La telepatía nacional, que publicó en 2020 el sello Eterna Cadencia y que la editorial Fulgencio Pimentel acaba de publicar en España con el exquisito criterio y el buen gusto que la caracteriza, es su tercer libro y de alguna forma representa la clausura de lo que ha sido denominado ya como un «tríptico involuntario». Yo no sé ni puedo saber si ha sido involuntario o no, pero es cierto que estos tres libros componen una figura fractal que, a diferentes escalas, explora la mezcla de géneros y formatos, el humor negro y las relaciones entre arte, ciencia y sociedad.

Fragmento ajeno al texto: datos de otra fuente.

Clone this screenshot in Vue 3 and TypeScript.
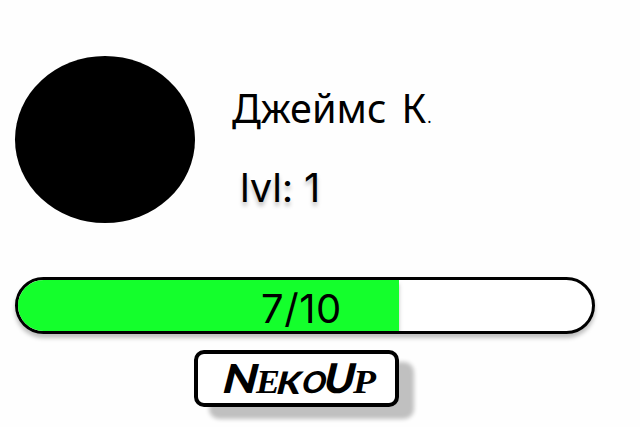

Larraquy no indaga la belleza en las metáforas de la ciencia como una representación más de la realidad, al estilo quizá de Agustín Fernández Mallo, sino que se recrea en el reverso de la ciencia, en su cara oculta y lodosa, de ahí el atractivo que en sus historias cobran las pseudociencias, la obsesión y la manipulación. En este sentido y como en un verdadero tríptico pictórico, La telepatía nacional se cierra sobre Informe sobre ectoplasma animal pero entrando en contacto directamente con La comemadre, que es realmente su otra mitad. Con esta novela Larraquy vuelve a andar un camino fascinante, con verdadera maestría en el manejo del lenguaje y en la creación de escenas visuales que perduran en la memoria del lector. Y lo hace, además, con una historia que es al mismo tiempo intrigante, divertida y tremendamente oscura.
Jugando a ese juego de las analogías que tanto nos gusta, el crítico Ignacio Echevarría se ha referido a la escritura de Larraquy como a un texto escrito a cuatro manos por Jorge Luis Borges y Witold Gombrowicz. Por supuesto que hay huellas de Borges —y del Lugones de «Yzur»— y si uno quiere también de esa tragedia absurda que leemos en «La caída» del cubano Piñera, donde a dos alpinistas que descienden a toda velocidad en una accidentada caída por la falda de la montaña solo les preocupa, mientras sus cuerpos sufren mutilaciones radicales, conservar a uno los ojos y a otro la barba.
Larraquy es un maestro del anticlímax, capaz de ofrecer escenas que operan como espejos en los que el lector no puede evitar mirarse —con desagrado, a veces— y cuestionar su naturaleza y sus límites. Cuando creemos que tenemos la situación moralmente dominada, aparece el espejo y como gorriones alumbrados en mitad de la noche somos incapaces de avanzar o de retroceder. En esos momentos la novela nos atrapa verdaderamente y nos conmueve. Sin contar con el embrague, tan pocas veces utilizado en literatura y tan pocas utilizado tan bien, que permite al libro reírse de sí mismo sin faltarse al respeto.
Para rizar el rizo no me cuesta mucho imaginar a Christopher Nolan, Wes Anderson y García-Berlanga alrededor del manuscrito de esta extraordinaria novela, seguramente fumando caliqueños y chupando mate. Quizá Larraquy sea solo el ghost writer de este trío imposible, o el guionista de una película sobre mentes geniales que juegan a remover un excremento con un palo imaginando allí la formación de un nuevo universo. En cualquier caso, el resultado de esta crítica analógica, tan inválida como divertida, viene a decir que La telepatía nacional es el fruto más excéntrico, exigente y divertido que he mordido en los últimos meses.